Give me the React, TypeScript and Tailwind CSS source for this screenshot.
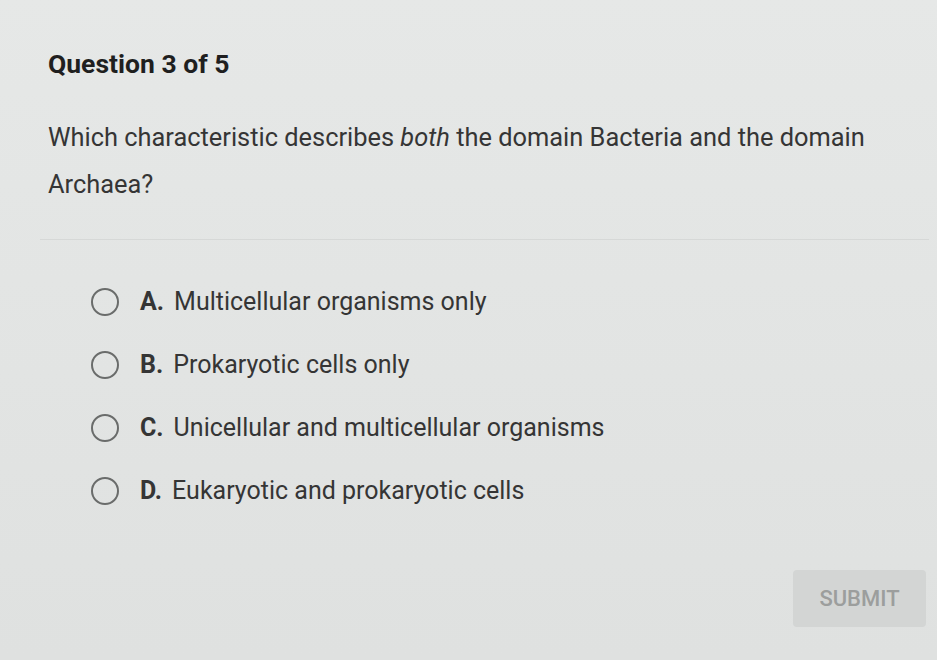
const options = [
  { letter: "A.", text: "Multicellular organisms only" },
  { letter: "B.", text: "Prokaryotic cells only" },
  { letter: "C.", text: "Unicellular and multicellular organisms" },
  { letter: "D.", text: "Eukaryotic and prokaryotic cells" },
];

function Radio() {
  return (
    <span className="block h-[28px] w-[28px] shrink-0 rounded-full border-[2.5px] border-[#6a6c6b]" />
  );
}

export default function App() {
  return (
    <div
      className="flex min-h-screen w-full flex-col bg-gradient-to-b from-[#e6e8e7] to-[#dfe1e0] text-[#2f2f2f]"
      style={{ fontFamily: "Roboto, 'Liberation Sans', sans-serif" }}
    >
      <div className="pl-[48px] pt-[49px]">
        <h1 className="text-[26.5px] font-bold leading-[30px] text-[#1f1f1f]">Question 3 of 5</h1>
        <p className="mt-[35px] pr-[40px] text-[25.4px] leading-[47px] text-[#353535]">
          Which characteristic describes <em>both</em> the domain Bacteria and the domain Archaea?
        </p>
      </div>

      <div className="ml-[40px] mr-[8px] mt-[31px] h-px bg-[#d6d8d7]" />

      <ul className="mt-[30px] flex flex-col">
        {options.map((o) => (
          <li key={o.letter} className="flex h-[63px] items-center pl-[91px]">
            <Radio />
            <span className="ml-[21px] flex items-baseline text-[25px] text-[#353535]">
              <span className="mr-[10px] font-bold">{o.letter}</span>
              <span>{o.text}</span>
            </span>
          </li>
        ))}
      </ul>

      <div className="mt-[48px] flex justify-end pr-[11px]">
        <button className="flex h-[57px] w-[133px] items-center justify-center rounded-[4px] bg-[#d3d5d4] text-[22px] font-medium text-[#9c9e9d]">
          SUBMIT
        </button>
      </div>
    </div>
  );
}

§

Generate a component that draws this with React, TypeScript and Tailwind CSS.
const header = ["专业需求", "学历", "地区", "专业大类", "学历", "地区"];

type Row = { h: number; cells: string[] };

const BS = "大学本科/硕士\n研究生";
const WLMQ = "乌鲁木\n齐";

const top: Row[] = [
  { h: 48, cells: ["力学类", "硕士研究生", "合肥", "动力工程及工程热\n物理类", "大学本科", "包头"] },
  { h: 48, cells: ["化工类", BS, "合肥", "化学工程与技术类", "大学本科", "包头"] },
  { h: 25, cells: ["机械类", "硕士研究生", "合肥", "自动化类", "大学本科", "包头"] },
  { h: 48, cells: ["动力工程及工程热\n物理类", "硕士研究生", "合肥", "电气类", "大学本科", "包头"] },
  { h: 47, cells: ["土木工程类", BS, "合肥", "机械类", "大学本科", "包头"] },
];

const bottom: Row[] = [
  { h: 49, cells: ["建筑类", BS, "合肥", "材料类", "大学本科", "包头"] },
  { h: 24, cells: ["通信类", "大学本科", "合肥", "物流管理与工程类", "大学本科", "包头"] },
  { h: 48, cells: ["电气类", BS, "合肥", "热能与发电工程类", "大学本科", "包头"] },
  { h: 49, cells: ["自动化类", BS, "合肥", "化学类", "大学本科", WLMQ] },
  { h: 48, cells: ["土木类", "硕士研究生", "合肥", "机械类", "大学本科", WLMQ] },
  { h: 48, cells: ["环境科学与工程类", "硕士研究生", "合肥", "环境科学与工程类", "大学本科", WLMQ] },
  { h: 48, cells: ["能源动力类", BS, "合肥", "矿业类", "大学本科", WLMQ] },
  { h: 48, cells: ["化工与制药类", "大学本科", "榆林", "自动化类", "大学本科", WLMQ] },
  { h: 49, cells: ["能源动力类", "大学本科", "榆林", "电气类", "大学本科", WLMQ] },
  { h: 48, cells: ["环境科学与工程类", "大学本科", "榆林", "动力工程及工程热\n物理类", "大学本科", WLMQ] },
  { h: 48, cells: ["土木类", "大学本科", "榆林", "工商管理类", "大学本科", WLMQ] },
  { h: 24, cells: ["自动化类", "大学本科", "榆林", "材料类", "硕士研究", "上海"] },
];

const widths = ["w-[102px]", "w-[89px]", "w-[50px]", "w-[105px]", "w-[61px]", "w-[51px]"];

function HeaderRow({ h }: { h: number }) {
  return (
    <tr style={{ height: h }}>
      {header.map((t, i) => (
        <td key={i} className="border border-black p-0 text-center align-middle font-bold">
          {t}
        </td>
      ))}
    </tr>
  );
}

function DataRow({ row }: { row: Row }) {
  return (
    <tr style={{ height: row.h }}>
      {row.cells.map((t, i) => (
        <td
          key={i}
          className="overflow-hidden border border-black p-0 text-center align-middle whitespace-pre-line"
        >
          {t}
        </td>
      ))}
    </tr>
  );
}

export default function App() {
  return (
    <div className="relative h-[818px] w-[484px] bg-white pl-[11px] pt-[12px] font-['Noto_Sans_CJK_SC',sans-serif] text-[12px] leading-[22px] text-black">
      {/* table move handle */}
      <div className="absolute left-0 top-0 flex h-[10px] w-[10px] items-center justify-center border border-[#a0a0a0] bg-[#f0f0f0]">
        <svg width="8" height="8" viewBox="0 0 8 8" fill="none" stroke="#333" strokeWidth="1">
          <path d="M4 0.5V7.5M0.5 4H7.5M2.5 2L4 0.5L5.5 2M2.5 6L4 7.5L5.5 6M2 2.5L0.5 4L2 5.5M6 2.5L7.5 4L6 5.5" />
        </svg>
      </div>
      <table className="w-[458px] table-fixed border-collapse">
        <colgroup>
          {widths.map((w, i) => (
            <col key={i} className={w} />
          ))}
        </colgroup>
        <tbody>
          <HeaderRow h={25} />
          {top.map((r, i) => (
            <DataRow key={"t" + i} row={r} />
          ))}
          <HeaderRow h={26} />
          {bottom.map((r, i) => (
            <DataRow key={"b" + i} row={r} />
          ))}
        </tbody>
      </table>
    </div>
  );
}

§

* _TASK DIRECTIONS_:
Copy each line of the data that contains the word "TypeScript".

* _EXPECTED OUTPUT_:
Give me the React, TypeScript and Tailwind CSS source for this screenshot.
Generate a component that draws this with React, TypeScript and Tailwind CSS.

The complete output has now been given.